*Recorded information*:

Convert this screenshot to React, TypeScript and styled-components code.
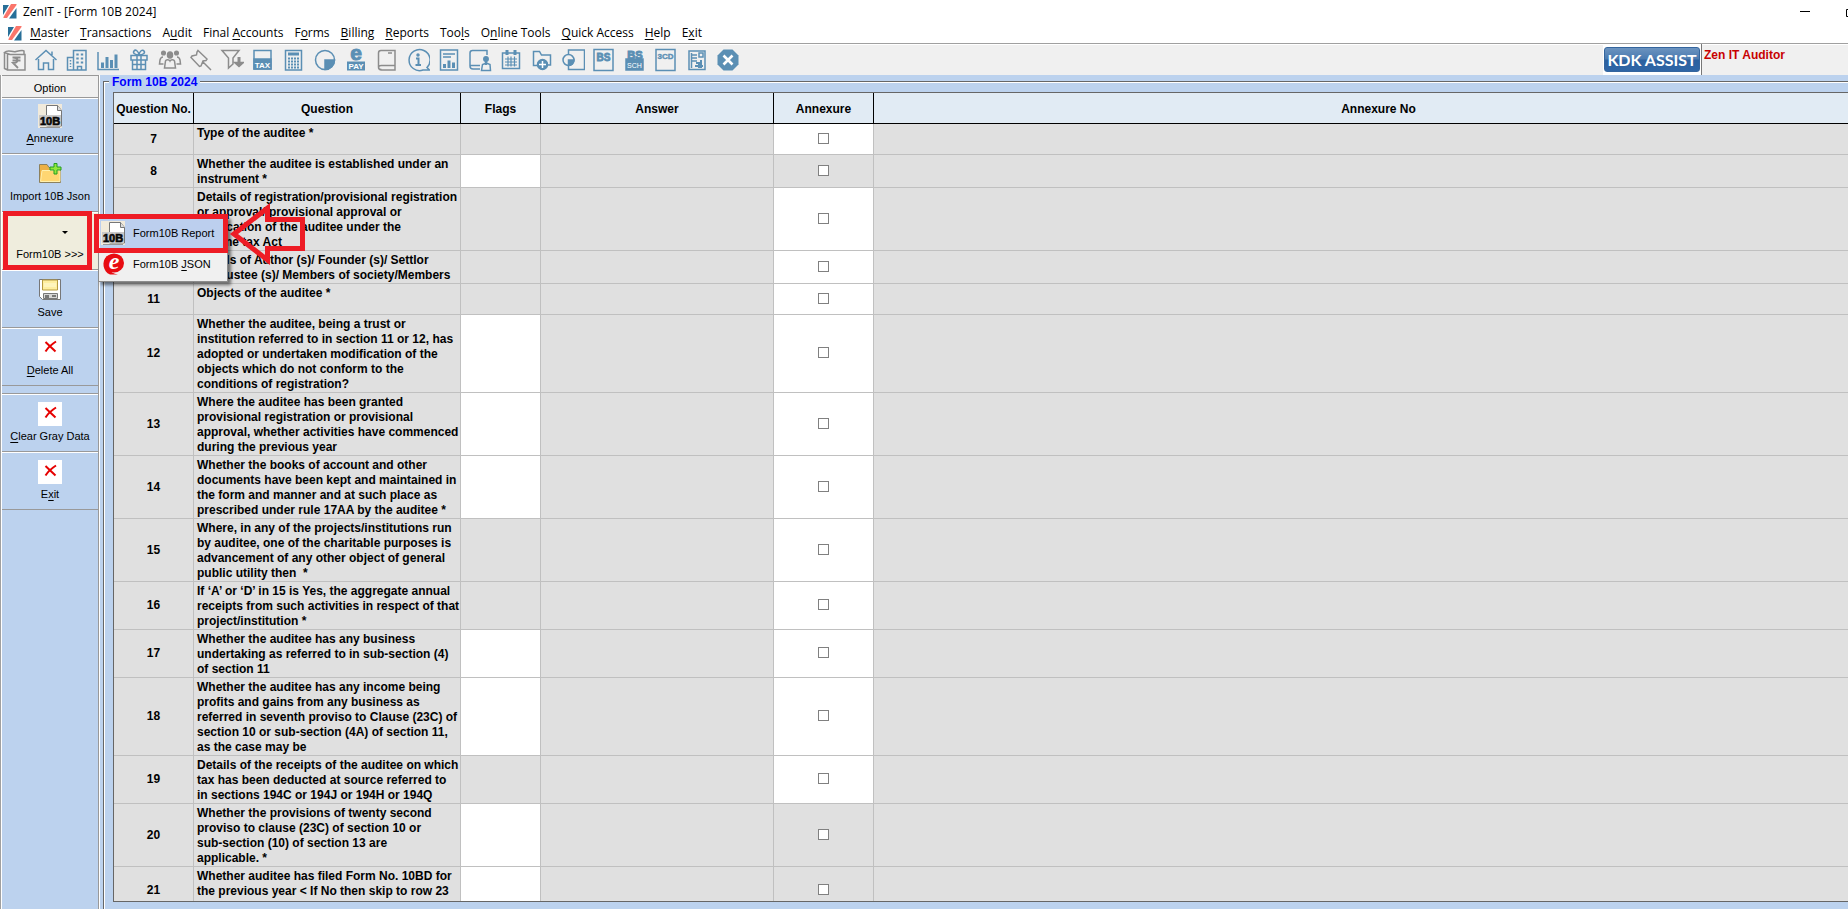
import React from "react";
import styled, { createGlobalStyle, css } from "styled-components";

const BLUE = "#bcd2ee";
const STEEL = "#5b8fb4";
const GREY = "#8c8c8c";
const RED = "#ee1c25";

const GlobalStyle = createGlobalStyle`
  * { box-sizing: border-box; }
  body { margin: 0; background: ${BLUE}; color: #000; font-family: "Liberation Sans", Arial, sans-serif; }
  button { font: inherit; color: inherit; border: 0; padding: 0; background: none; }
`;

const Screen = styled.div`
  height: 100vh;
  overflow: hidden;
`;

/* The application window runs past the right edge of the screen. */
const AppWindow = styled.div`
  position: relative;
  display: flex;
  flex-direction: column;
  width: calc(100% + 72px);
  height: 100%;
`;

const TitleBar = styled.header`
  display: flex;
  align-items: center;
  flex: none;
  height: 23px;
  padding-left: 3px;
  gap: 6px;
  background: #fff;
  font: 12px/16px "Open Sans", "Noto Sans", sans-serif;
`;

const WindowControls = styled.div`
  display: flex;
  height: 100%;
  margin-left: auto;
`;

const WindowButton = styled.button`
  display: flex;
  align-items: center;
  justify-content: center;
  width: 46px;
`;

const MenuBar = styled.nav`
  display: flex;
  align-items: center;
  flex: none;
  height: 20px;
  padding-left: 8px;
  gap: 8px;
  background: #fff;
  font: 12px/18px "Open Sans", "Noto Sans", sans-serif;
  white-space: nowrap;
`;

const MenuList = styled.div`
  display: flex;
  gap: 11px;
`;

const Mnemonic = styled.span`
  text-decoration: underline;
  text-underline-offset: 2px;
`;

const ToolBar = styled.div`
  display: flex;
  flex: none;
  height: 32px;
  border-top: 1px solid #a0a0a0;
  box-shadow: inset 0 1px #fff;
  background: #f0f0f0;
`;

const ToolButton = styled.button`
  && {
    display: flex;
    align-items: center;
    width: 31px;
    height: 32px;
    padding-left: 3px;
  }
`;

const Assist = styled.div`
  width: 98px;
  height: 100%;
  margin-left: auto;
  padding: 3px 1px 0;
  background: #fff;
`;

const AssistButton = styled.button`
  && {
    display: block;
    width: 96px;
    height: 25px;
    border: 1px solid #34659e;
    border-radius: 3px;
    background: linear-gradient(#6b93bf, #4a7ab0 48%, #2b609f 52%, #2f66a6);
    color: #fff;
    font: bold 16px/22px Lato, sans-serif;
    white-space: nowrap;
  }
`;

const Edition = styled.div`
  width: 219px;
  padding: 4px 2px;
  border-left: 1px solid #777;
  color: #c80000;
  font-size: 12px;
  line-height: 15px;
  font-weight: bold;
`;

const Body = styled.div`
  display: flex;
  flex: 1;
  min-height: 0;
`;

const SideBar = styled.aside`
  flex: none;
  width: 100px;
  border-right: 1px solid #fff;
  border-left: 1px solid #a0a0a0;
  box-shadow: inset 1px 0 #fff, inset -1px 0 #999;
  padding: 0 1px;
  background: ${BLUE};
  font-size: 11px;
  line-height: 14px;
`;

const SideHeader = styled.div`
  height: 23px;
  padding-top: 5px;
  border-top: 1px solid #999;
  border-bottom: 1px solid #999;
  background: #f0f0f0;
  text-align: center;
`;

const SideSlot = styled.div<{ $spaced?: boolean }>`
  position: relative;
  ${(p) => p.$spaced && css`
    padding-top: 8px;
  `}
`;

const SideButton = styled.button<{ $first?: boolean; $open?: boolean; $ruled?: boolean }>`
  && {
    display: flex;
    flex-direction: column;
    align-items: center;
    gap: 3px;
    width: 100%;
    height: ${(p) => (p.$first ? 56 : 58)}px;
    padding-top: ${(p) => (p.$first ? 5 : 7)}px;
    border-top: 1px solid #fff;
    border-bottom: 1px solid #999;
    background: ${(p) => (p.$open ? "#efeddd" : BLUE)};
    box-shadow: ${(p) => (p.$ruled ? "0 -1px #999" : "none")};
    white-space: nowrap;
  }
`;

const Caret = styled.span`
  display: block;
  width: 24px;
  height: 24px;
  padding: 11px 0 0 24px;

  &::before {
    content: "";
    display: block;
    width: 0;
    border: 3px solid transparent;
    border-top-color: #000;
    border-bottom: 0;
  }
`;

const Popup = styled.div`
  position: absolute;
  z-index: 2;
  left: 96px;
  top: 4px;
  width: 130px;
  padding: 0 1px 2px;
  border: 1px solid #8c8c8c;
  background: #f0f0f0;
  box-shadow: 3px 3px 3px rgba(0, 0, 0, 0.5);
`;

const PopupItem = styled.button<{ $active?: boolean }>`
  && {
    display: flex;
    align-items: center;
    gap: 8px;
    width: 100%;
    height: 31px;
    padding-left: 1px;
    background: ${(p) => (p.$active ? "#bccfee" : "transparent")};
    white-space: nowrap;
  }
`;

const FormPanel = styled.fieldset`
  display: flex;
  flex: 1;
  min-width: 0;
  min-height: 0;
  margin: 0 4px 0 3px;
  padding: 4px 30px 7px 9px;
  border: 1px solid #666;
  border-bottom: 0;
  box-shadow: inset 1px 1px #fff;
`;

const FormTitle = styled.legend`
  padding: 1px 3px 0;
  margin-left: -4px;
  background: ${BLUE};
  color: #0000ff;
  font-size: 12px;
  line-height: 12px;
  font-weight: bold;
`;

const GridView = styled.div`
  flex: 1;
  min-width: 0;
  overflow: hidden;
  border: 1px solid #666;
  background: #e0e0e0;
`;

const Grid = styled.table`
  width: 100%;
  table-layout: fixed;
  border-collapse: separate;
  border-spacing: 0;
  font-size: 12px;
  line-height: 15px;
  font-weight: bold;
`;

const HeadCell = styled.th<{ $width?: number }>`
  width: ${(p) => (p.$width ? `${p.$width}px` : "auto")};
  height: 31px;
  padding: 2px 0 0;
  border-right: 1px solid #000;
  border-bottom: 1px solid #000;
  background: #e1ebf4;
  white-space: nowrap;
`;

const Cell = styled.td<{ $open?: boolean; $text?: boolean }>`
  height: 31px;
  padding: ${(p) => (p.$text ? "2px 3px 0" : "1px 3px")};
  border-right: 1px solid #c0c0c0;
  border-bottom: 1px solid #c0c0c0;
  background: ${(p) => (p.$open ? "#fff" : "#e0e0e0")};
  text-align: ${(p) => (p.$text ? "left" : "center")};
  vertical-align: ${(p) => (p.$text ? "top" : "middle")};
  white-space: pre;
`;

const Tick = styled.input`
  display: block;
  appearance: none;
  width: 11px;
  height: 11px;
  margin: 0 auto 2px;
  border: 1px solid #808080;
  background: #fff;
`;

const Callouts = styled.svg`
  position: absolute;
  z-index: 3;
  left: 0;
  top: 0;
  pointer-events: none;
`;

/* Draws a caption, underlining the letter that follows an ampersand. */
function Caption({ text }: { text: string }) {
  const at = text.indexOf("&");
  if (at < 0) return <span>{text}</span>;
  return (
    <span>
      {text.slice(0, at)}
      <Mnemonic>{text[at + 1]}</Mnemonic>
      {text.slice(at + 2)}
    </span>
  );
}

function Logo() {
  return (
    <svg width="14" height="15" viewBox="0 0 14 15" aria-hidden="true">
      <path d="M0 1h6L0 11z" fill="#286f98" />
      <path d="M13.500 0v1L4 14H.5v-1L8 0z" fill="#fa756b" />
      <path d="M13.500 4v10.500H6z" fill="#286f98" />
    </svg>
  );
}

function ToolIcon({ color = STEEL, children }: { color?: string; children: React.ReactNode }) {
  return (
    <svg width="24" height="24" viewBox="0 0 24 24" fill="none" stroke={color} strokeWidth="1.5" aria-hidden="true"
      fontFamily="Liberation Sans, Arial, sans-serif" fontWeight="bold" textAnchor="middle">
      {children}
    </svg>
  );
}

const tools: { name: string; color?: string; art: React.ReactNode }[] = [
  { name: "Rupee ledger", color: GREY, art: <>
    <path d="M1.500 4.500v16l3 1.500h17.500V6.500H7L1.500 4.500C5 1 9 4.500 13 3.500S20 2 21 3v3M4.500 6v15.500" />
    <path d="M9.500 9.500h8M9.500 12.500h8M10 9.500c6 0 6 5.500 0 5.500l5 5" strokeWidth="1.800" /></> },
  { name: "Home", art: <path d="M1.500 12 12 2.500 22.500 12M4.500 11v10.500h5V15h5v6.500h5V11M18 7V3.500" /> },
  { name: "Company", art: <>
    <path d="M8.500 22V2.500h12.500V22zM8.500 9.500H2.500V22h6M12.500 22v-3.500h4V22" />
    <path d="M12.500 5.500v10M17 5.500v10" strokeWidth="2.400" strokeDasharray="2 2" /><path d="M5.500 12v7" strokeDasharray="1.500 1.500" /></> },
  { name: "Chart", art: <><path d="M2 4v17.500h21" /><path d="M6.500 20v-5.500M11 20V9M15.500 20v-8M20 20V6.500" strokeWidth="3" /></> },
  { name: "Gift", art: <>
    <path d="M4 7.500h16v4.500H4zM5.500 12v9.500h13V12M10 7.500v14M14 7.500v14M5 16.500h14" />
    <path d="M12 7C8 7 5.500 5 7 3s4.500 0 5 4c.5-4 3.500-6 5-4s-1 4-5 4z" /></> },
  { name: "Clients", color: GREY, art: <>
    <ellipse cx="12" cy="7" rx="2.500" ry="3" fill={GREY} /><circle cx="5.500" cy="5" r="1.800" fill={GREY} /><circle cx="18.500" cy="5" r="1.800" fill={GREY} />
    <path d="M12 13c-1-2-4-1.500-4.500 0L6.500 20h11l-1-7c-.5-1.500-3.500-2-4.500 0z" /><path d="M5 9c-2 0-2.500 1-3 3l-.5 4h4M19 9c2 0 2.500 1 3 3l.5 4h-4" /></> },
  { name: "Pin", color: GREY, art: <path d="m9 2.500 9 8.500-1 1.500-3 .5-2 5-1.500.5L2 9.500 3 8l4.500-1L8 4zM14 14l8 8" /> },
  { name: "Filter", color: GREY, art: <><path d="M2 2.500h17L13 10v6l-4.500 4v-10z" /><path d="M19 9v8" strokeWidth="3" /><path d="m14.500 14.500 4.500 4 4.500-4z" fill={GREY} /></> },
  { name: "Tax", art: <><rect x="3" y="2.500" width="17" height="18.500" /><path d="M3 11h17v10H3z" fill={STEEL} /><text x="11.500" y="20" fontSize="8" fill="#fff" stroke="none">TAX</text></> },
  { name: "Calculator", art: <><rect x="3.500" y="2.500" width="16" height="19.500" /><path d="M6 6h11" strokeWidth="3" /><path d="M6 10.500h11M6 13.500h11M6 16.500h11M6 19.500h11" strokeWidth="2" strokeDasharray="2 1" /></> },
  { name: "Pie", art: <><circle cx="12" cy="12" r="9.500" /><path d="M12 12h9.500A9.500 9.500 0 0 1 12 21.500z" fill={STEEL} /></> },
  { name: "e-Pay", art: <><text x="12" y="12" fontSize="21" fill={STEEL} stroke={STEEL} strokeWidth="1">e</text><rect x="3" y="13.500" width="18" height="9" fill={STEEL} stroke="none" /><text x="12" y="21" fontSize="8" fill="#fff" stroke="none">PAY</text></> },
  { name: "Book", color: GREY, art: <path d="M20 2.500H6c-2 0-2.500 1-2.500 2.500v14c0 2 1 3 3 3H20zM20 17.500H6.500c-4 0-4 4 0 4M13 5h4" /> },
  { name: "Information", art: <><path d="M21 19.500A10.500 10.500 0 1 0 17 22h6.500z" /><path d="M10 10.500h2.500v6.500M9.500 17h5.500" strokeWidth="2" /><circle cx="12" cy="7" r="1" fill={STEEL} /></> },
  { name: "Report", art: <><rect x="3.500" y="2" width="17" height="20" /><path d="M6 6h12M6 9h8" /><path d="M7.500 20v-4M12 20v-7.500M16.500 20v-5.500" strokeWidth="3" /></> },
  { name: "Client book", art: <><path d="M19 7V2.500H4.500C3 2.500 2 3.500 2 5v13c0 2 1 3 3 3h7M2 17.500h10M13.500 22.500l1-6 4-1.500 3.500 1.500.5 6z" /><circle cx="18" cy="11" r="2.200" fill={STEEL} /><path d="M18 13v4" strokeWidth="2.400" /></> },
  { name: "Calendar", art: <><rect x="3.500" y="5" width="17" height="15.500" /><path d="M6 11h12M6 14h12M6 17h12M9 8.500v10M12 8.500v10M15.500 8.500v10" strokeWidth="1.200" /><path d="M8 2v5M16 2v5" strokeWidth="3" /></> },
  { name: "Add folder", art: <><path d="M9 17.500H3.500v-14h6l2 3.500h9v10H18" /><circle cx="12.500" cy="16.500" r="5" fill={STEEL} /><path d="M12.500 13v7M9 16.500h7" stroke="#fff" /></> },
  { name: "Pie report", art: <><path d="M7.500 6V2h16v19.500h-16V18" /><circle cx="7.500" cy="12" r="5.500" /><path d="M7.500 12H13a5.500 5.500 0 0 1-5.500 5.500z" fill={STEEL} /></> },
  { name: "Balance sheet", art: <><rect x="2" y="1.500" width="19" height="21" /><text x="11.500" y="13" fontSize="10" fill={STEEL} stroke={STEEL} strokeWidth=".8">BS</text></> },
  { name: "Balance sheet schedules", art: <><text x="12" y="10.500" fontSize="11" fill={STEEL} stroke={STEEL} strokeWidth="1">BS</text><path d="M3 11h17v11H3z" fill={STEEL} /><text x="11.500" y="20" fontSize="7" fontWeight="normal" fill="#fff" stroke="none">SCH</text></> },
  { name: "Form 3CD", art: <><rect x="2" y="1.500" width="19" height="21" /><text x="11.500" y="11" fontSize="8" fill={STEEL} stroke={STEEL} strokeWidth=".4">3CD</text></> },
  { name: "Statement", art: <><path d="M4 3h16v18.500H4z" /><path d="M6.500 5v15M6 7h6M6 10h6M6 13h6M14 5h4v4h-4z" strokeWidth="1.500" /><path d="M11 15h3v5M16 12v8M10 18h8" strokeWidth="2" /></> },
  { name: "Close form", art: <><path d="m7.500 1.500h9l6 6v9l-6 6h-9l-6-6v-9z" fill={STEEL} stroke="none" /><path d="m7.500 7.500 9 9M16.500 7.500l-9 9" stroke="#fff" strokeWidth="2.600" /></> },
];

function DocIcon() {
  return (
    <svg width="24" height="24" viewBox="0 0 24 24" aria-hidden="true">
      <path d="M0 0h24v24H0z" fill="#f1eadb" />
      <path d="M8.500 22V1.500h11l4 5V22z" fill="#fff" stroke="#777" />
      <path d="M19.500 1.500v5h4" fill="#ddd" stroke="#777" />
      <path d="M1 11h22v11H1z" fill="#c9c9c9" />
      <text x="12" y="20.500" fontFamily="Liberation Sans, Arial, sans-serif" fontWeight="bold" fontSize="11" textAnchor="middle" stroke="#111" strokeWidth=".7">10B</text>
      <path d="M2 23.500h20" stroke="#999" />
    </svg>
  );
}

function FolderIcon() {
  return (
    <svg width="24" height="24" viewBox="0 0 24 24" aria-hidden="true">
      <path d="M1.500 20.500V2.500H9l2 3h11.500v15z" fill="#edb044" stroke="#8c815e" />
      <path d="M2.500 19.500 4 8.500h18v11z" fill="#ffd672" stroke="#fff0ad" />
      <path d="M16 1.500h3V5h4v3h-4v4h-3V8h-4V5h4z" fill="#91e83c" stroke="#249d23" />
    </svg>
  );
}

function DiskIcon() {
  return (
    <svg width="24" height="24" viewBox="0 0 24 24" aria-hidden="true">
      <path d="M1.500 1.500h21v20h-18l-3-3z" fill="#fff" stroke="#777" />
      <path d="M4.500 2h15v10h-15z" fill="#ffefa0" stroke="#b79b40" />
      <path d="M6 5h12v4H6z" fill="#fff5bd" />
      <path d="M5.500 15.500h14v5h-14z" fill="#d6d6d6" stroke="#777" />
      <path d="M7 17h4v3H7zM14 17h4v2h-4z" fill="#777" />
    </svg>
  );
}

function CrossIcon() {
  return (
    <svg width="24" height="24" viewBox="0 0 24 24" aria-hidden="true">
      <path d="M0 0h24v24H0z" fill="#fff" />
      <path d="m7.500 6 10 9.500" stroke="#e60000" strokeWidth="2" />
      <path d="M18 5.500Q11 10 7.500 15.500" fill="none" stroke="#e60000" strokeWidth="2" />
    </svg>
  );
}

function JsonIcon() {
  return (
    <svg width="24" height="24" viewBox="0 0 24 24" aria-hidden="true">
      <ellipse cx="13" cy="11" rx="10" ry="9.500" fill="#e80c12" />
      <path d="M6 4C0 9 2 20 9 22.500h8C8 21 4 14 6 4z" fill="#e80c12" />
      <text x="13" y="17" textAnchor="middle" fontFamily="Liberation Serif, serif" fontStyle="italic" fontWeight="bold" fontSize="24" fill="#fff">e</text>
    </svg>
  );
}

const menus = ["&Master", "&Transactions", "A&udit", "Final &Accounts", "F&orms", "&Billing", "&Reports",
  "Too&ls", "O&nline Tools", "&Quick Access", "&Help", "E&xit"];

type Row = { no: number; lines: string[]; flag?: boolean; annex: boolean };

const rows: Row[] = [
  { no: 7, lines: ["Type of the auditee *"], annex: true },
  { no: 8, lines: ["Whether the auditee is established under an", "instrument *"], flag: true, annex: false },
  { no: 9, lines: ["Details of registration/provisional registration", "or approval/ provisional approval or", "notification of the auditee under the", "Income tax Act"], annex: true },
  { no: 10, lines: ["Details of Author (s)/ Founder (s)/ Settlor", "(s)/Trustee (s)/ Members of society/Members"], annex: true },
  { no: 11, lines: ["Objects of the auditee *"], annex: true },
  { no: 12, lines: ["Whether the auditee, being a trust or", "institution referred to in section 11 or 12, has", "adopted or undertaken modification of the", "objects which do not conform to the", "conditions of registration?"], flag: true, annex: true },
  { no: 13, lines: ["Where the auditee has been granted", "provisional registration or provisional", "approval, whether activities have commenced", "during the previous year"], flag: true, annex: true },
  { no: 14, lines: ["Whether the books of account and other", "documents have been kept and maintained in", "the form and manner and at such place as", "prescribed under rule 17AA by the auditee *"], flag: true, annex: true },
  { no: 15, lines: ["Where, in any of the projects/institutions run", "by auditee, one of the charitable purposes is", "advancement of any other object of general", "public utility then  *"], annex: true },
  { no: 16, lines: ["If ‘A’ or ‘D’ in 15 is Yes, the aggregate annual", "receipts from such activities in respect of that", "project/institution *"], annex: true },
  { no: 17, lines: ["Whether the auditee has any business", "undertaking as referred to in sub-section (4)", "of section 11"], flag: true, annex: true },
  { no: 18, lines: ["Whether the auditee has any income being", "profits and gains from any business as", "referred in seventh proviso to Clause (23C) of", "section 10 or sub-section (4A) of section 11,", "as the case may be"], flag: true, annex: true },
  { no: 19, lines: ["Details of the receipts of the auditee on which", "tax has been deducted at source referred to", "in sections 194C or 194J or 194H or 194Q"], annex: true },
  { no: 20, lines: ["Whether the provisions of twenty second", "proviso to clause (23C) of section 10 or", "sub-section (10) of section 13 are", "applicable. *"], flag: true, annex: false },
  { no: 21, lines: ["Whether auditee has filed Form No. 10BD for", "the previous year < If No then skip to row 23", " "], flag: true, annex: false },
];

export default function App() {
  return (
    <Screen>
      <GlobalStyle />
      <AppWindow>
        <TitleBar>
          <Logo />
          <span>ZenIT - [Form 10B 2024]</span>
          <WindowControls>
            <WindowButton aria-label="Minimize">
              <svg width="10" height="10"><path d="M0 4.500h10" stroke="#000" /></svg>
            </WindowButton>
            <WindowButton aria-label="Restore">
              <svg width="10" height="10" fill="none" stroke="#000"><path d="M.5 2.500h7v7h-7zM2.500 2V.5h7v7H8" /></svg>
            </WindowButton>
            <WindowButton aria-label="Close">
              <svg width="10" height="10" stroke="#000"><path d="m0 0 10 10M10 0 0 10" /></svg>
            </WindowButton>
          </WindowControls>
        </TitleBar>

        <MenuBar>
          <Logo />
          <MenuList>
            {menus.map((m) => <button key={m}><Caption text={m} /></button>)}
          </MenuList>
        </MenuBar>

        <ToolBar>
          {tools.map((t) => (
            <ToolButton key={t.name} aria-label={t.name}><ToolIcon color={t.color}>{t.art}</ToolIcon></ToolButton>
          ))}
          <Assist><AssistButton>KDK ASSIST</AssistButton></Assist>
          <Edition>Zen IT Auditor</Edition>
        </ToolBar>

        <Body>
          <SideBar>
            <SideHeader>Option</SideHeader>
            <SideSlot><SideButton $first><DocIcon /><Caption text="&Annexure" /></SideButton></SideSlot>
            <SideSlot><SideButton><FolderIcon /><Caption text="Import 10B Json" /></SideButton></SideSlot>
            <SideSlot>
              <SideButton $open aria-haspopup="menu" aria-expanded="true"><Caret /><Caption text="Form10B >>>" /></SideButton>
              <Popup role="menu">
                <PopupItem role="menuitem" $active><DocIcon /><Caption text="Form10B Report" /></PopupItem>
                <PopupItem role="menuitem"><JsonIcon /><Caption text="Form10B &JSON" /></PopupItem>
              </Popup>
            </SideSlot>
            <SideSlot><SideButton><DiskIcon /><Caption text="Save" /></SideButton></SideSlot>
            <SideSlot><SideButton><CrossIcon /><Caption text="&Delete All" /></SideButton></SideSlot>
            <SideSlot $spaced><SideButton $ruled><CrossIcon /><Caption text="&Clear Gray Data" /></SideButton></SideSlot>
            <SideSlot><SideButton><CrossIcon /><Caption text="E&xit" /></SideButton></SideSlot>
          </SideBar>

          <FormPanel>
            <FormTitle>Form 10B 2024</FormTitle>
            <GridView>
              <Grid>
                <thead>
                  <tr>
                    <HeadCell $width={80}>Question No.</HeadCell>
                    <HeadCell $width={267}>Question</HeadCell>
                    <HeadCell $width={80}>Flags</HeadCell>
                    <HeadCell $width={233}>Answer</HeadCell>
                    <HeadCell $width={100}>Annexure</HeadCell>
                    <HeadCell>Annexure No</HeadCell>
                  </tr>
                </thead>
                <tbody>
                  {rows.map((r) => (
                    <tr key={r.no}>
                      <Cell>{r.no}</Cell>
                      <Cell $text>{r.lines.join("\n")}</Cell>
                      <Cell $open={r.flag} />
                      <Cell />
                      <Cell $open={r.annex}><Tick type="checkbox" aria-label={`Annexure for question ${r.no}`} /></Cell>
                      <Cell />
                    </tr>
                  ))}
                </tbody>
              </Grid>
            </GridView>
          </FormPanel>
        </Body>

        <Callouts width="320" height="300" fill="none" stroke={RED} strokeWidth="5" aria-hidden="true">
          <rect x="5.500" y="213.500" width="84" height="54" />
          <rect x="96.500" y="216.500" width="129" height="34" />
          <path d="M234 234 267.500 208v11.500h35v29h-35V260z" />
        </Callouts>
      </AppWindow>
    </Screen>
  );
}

*Stated exercise*: Check every line of the data, and copy the ones that contain "components".

*Answer to the task*:
Convert this screenshot to React, TypeScript and styled-components code.
import styled, { createGlobalStyle, css } from "styled-components";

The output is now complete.